*What is expected:* Pull out every line from the listing that has the word "Clone".

### Given data ###

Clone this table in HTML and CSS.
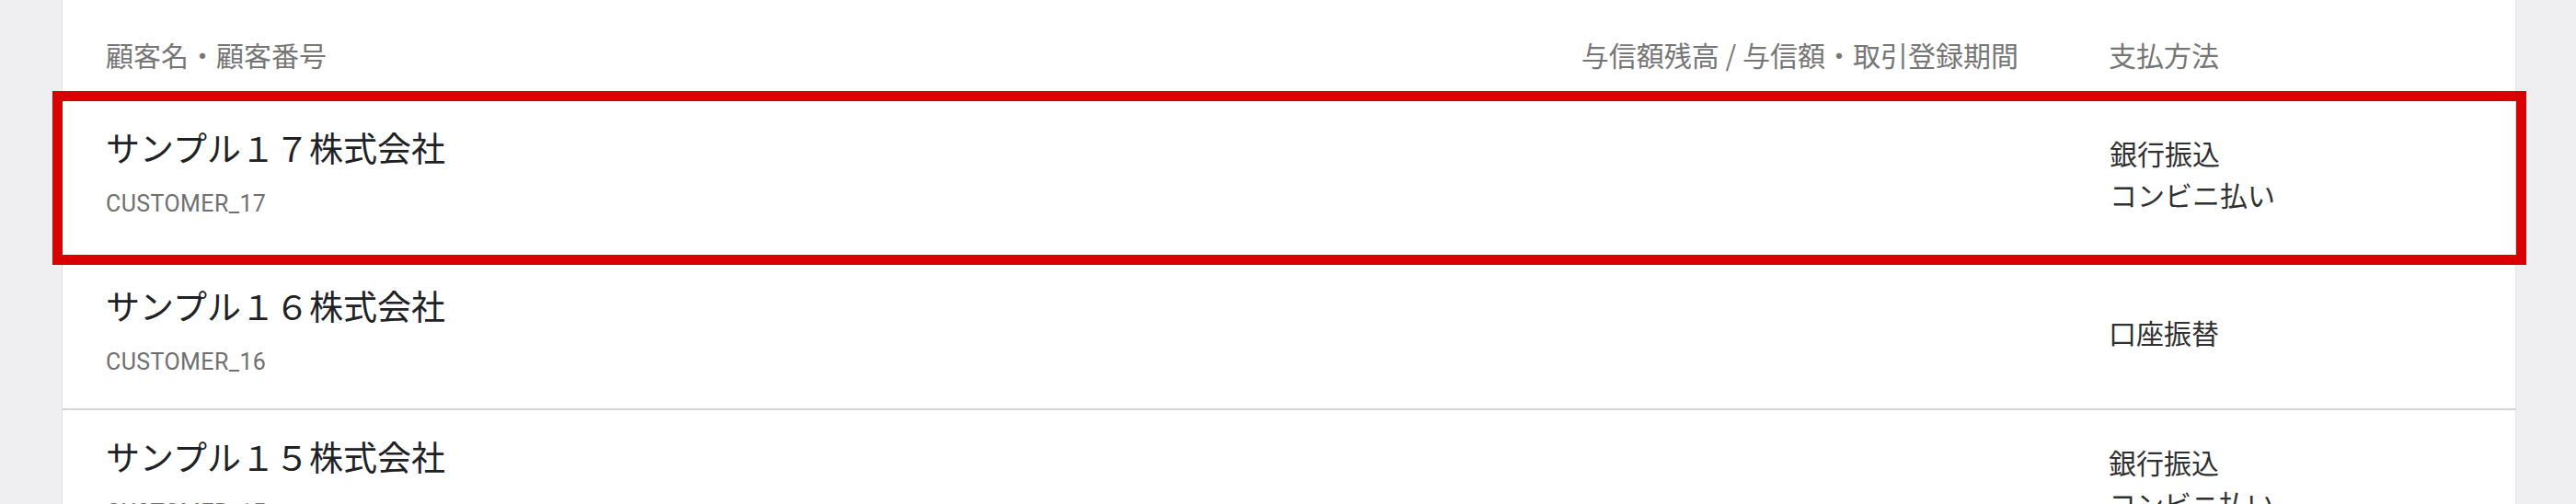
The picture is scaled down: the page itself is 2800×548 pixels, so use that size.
FILE: index.html
```html
<!DOCTYPE html>
<html lang="ja">
<head>
<meta charset="utf-8">
<title>顧客一覧</title>
<link rel="stylesheet" href="styles.css">
</head>
<body>
<div class="page">
  <div class="card">
    <div class="row head">
      <div class="c-name">顧客名・顧客番号</div>
      <div class="c-credit">与信額残高 / 与信額・取引登録期間</div>
      <div class="c-pay">支払方法</div>
    </div>
    <div class="row item selected">
      <div class="c-name">
        <div class="name">サンプル１７株式会社</div>
        <div class="code">CUSTOMER_17</div>
      </div>
      <div class="c-credit"></div>
      <div class="c-pay">
        <div>銀行振込</div>
        <div>コンビニ払い</div>
      </div>
    </div>
    <div class="row item">
      <div class="c-name">
        <div class="name">サンプル１６株式会社</div>
        <div class="code">CUSTOMER_16</div>
      </div>
      <div class="c-credit"></div>
      <div class="c-pay">
        <div>口座振替</div>
      </div>
    </div>
    <div class="row item">
      <div class="c-name">
        <div class="name">サンプル１５株式会社</div>
        <div class="code">CUSTOMER_15</div>
      </div>
      <div class="c-credit"></div>
      <div class="c-pay">
        <div>銀行振込</div>
        <div>コンビニ払い</div>
      </div>
    </div>
  </div>
</div>
</body>
</html>
```

FILE: styles.css
```css
html, body {
  margin: 0;
  height: 100%;
}

body {
  background: #efeff1;
  font-family: "Noto Sans CJK JP", "Noto Sans", sans-serif;
  overflow: hidden;
}

.page {
  padding: 0 65px 0 67px;
}

.card {
  background: #ffffff;
  border-left: 1px solid #e1e1e4;
  border-right: 1px solid #e1e1e4;
  min-height: 700px;
}

.row {
  display: grid;
  grid-template-columns: 1fr auto 395px;
  column-gap: 98px;
  align-items: center;
  padding: 0 47px;
}

.head {
  box-sizing: border-box;
  height: 99px;
  padding-top: 18px;
  font-size: 30px;
  line-height: 40px;
  color: #767676;
}

.head .c-credit {
  text-align: right;
}

.item {
  padding-top: 17px;
  padding-bottom: 17px;
  border-bottom: 2px solid #d5d5d8;
}

.item.selected {
  border: 11px solid #d90000;
  margin: 0 -12px 0 -11px;
}

.item .c-name {
  padding-bottom: 15px;
}

.name {
  font-size: 37px;
  line-height: 54px;
  color: #202124;
}

.code {
  margin-top: 17px;
  font-family: Roboto, "Liberation Sans", sans-serif;
  font-size: 25px;
  letter-spacing: 0.4px;
  line-height: 36px;
  color: #6f6f6f;
}

.item .c-pay {
  padding: 17px 0 26px;
  font-size: 30px;
  line-height: 45px;
  color: #303030;
}
```
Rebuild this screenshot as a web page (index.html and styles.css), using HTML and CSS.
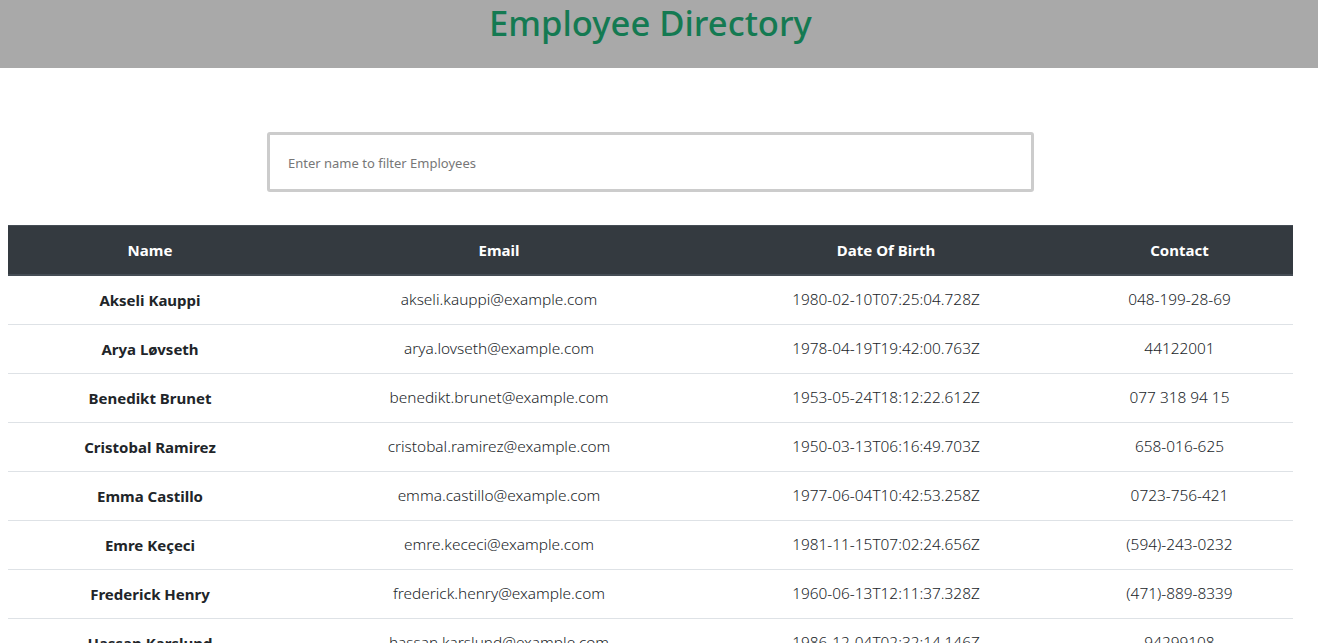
FILE: index.html
```html
<!DOCTYPE html>
<html lang="en">
<head>
<meta charset="utf-8">
<title>Employee Directory</title>
<link rel="stylesheet" href="styles.css">
</head>
<body>
<header class="topbar">
  <div class="topbar-inner"><h1 class="title">Employee Directory</h1></div>
</header>
<main class="page">
  <div class="search-wrap">
    <input class="search" type="text" placeholder="Enter name to filter Employees">
  </div>
  <table class="directory">
    <colgroup>
      <col class="c-name"><col class="c-email"><col class="c-dob"><col class="c-contact">
    </colgroup>
    <thead>
      <tr><th>Name</th><th>Email</th><th>Date Of Birth</th><th>Contact</th></tr>
    </thead>
    <tbody>
      <tr><td class="name">Akseli Kauppi</td><td>akseli.kauppi@example.com</td><td>1980-02-10T07:25:04.728Z</td><td>048-199-28-69</td></tr>
      <tr><td class="name">Arya Løvseth</td><td>arya.lovseth@example.com</td><td>1978-04-19T19:42:00.763Z</td><td>44122001</td></tr>
      <tr><td class="name">Benedikt Brunet</td><td>benedikt.brunet@example.com</td><td>1953-05-24T18:12:22.612Z</td><td>077 318 94 15</td></tr>
      <tr><td class="name">Cristobal Ramirez</td><td>cristobal.ramirez@example.com</td><td>1950-03-13T06:16:49.703Z</td><td>658-016-625</td></tr>
      <tr><td class="name">Emma Castillo</td><td>emma.castillo@example.com</td><td>1977-06-04T10:42:53.258Z</td><td>0723-756-421</td></tr>
      <tr><td class="name">Emre Keçeci</td><td>emre.kececi@example.com</td><td>1981-11-15T07:02:24.656Z</td><td>(594)-243-0232</td></tr>
      <tr><td class="name">Frederick Henry</td><td>frederick.henry@example.com</td><td>1960-06-13T12:11:37.328Z</td><td>(471)-889-8339</td></tr>
      <tr><td class="name">Hassan Karslund</td><td>hassan.karslund@example.com</td><td>1986-12-04T02:32:14.146Z</td><td>94299108</td></tr>
    </tbody>
  </table>
</main>
</body>
</html>
```

FILE: styles.css
```css
html, body {
  margin: 0;
  padding: 0;
  overflow: hidden;
}
body {
  font-family: "Noto Sans", "Open Sans", sans-serif;
  color: #212529;
  background: #fff;
}
.topbar {
  background: #a9a9a9;
  height: 68px;
}
.topbar-inner {
  width: 1301px;
  text-align: center;
}
.title {
  margin: 0;
  padding-top: 1px;
  font-size: 34.6px;
  line-height: 44px;
  font-weight: 500;
  color: #147a52;
}
.page {
  width: 1285px;
  margin-left: 8px;
}
.search-wrap {
  display: flex;
  justify-content: center;
  padding-top: 64px;
  padding-bottom: 33px;
}
.search {
  box-sizing: border-box;
  width: 767px;
  height: 60px;
  border: 3px solid #cccccc;
  border-radius: 3px;
  padding: 2px 18px 0;
  font-family: inherit;
  font-size: 13px;
  outline: none;
}
.search::placeholder {
  color: #777;
}
.directory {
  width: 1285px;
  border-collapse: collapse;
  table-layout: fixed;
  font-size: 15.4px;
}
.c-name { width: 284px; }
.c-email { width: 414px; }
.c-dob { width: 360px; }
.c-contact { width: 227px; }
.directory th {
  background: #343a40;
  color: #fff;
  font-size: 15px;
  font-weight: 700;
  padding: 12px;
  line-height: 24px;
  border-top: 1px solid #454d55;
  border-bottom: 2px solid #454d55;
  text-align: center;
}
.directory td {
  padding: 12px;
  line-height: 24px;
  text-align: center;
  font-weight: 300;
  border-bottom: 1px solid #dee2e6;
}
.directory td.name {
  font-size: 15px;
  font-weight: 700;
}
```
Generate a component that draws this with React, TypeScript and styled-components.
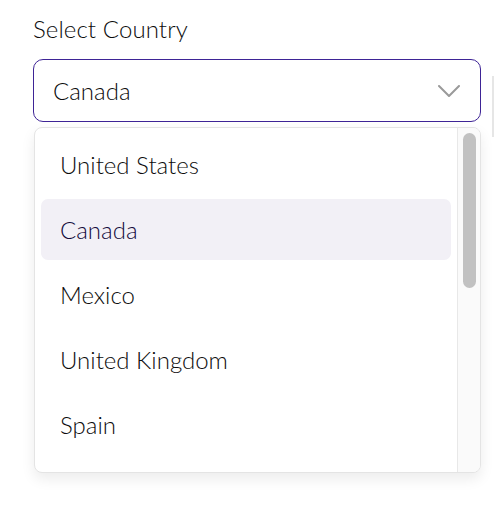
import React from "react";
import styled, { createGlobalStyle } from "styled-components";

const Global = createGlobalStyle`
  html, body { margin: 0; padding: 0; background: #ffffff; }
  body { font-family: "Lato", "Liberation Sans", sans-serif; }
  * { box-sizing: border-box; }
`;

const Page = styled.div`
  display: flex;
  gap: 11px;
  padding: 14px 0 0 33px;
  width: 495px;
  height: 512px;
  overflow: hidden;
`;

const Field = styled.div`
  display: flex;
  flex-direction: column;
  width: 448px;
  flex-shrink: 0;
`;

const Label = styled.label`
  font-size: 24px;
  font-weight: 300;
  line-height: 30px;
  color: #0c0c0c;
  letter-spacing: 0.1px;
`;

const Trigger = styled.button`
  margin-top: 15px;
  height: 63px;
  width: 448px;
  display: flex;
  align-items: center;
  justify-content: space-between;
  padding: 0 20px 0 19px;
  border: 1.5px solid #3e2496;
  border-radius: 10px;
  background: #ffffff;
  font-family: inherit;
  font-size: 24px;
  font-weight: 300;
  color: #0c0c0c;
  text-align: left;
  cursor: pointer;
`;

const Chevron = styled.svg`
  width: 22px;
  height: 12px;
  flex-shrink: 0;
`;

const Menu = styled.div`
  margin: 5px 0 0 1px;
  width: 447px;
  height: 346px;
  display: flex;
  overflow: hidden;
  border: 1px solid #e4e4e4;
  border-radius: 8px;
  background: #ffffff;
  box-shadow: 0 6px 14px rgba(0, 0, 0, 0.08);
`;

const List = styled.ul`
  list-style: none;
  margin: 0;
  padding: 6px;
  flex: 1;
  display: flex;
  flex-direction: column;
  gap: 4px;
`;

const Option = styled.li<{ $selected?: boolean }>`
  flex-shrink: 0;
  height: 61px;
  display: flex;
  align-items: center;
  padding-left: 19px;
  border-radius: 7px;
  font-size: 24px;
  font-weight: 300;
  color: ${(p) => (p.$selected ? "#120b3c" : "#0c0c0c")};
  background: ${(p) => (p.$selected ? "#f2f0f6" : "transparent")};
`;

const ScrollTrack = styled.div`
  width: 23px;
  flex-shrink: 0;
  background: #fafafa;
  border-left: 1px solid #e8e8e8;
  padding: 5px 4px 0 5px;
`;

const ScrollThumb = styled.div`
  height: 155px;
  border-radius: 7px;
  background: #c1c1c1;
`;

const Neighbour = styled.div`
  margin-top: 62px;
  width: 40px;
  height: 61px;
  border-left: 2px solid #e6e6e6;
  flex-shrink: 0;
`;

const countries = ["United States", "Canada", "Mexico", "United Kingdom", "Spain"];

export default function App() {
  const selected = "Canada";
  return (
    <>
      <Global />
      <Page>
        <Field>
          <Label>Select Country</Label>
          <Trigger type="button">
            <span>{selected}</span>
            <Chevron viewBox="0 0 22 12" fill="none">
              <path
                d="M1 1 L11 11 L21 1"
                stroke="#9a9a9a"
                strokeWidth="2"
                strokeLinecap="round"
                strokeLinejoin="round"
              />
            </Chevron>
          </Trigger>
          <Menu>
            <List role="listbox">
              {countries.map((c) => (
                <Option key={c} $selected={c === selected} role="option">
                  {c}
                </Option>
              ))}
            </List>
            <ScrollTrack>
              <ScrollThumb />
            </ScrollTrack>
          </Menu>
        </Field>
        <Neighbour />
      </Page>
    </>
  );
}
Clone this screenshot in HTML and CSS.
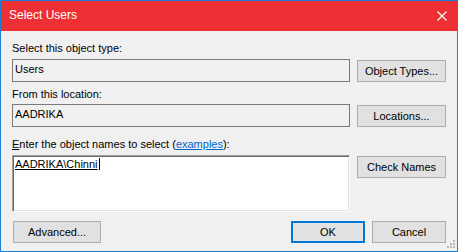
FILE: index.html
```html
<!DOCTYPE html>
<html lang="en">
<head>
  <meta charset="UTF-8" />
  <title>Select Users</title>
  <link rel="stylesheet" href="styles.css">
</head>
<body>
  <div class="dialog">
    <div class="titlebar">
      <span class="title">Select Users</span>
      <svg class="close" width="10" height="10" viewBox="0 0 10 10">
        <path d="M0.5 0.5 L9.5 9.5 M9.5 0.5 L0.5 9.5" stroke="#fff" stroke-width="1.2" fill="none" />
      </svg>
    </div>

    <div class="content">
      <div class="label first">Select this object type:</div>
      <div class="row">
        <div class="field">Users</div>
        <button class="btn side">Object Types...</button>
      </div>

      <div class="label second">From this location:</div>
      <div class="row row-loc">
        <div class="field">AADRIKA</div>
        <button class="btn side">Locations...</button>
      </div>

      <div class="label third"><u>E</u>nter the object names to select (<a href="#">examples</a>):</div>
      <div class="row row-names">
        <div class="names"><span class="resolved">AADRIKA\Chinni</span></div>
        <button class="btn side">Check Names</button>
      </div>

      <div class="actions">
        <button class="btn advanced">Advanced...</button>
        <div class="spacer"></div>
        <button class="btn small default">OK</button>
        <button class="btn small">Cancel</button>
      </div>
    </div>

    <svg class="grip" width="8" height="8" viewBox="0 0 8 8">
      <rect x="6" y="0" width="2" height="2" fill="#b8b8b8" />
      <rect x="3" y="3" width="2" height="2" fill="#b8b8b8" />
      <rect x="6" y="3" width="2" height="2" fill="#b8b8b8" />
      <rect x="0" y="6" width="2" height="2" fill="#b8b8b8" />
      <rect x="3" y="6" width="2" height="2" fill="#b8b8b8" />
      <rect x="6" y="6" width="2" height="2" fill="#b8b8b8" />
    </svg>
  </div>
</body>
</html>
```

FILE: styles.css
```css
body {
  margin: 0;
  font-family: "Liberation Sans", Arial, sans-serif;
  font-size: 11px;
  line-height: 13px;
  color: #000;
  background-color: #f0f0f0;
}

.dialog {
  position: relative;
  width: 458px;
  height: 252px;
  box-sizing: border-box;
  border: 1px solid #1b7fd5;
  background-color: #f0f0f0;
}

.titlebar {
  height: 30px;
  background-color: #ee2f33;
  display: flex;
  align-items: center;
  padding: 0 10px 0 8px;
  color: white;
  font-size: 12px;
}

.title {
  flex-grow: 1;
  margin-top: -1px;
}

.close {
  margin-top: -1px;
}

.content {
  padding: 0 11px 0 11px;
}

.label.first {
  margin-top: 11px;
}

.label.second {
  margin-top: 6px;
}

.label.third {
  margin-top: 11px;
}

.label a {
  color: #0066cc;
}

.row {
  display: flex;
  align-items: flex-start;
  gap: 7px;
  margin-top: 4px;
}

.row-loc {
  margin-top: 3px;
}

.field {
  width: 338px;
  height: 23px;
  box-sizing: border-box;
  border: 1px solid #7a7a7a;
  padding: 3px 2px 0;
  background-color: #f0f0f0;
}

.names {
  width: 338px;
  height: 57px;
  box-sizing: border-box;
  border: 1px solid;
  border-color: #a0a0a0 #ffffff #ffffff #a0a0a0;
  box-shadow: inset 1px 1px #696969, inset -1px -1px #e3e3e3;
  background-color: white;
  padding: 2px 2px 0;
}

.resolved {
  text-decoration: underline;
  border-right: 1px solid #000;
  padding-right: 1px;
}

.btn {
  font-family: "Liberation Sans", Arial, sans-serif;
  font-size: 11px;
  line-height: 13px;
  color: #000;
  background-color: #e1e1e1;
  border: 1px solid #adadad;
  height: 22px;
  box-sizing: border-box;
  padding: 0;
  margin: 0;
}

.side {
  width: 89px;
  margin-top: 1px;
}

.actions {
  display: flex;
  margin-top: 9px;
  gap: 7px;
}

.advanced {
  width: 88px;
  margin-left: 1px;
}

.spacer {
  flex-grow: 1;
}

.small {
  width: 74px;
}

.default {
  border: 2px solid #0078d7;
}

.grip {
  position: absolute;
  right: 2px;
  bottom: 3px;
}
```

###

*Solution below:*
Clone this table in HTML and CSS.
Clone this screenshot in HTML and CSS.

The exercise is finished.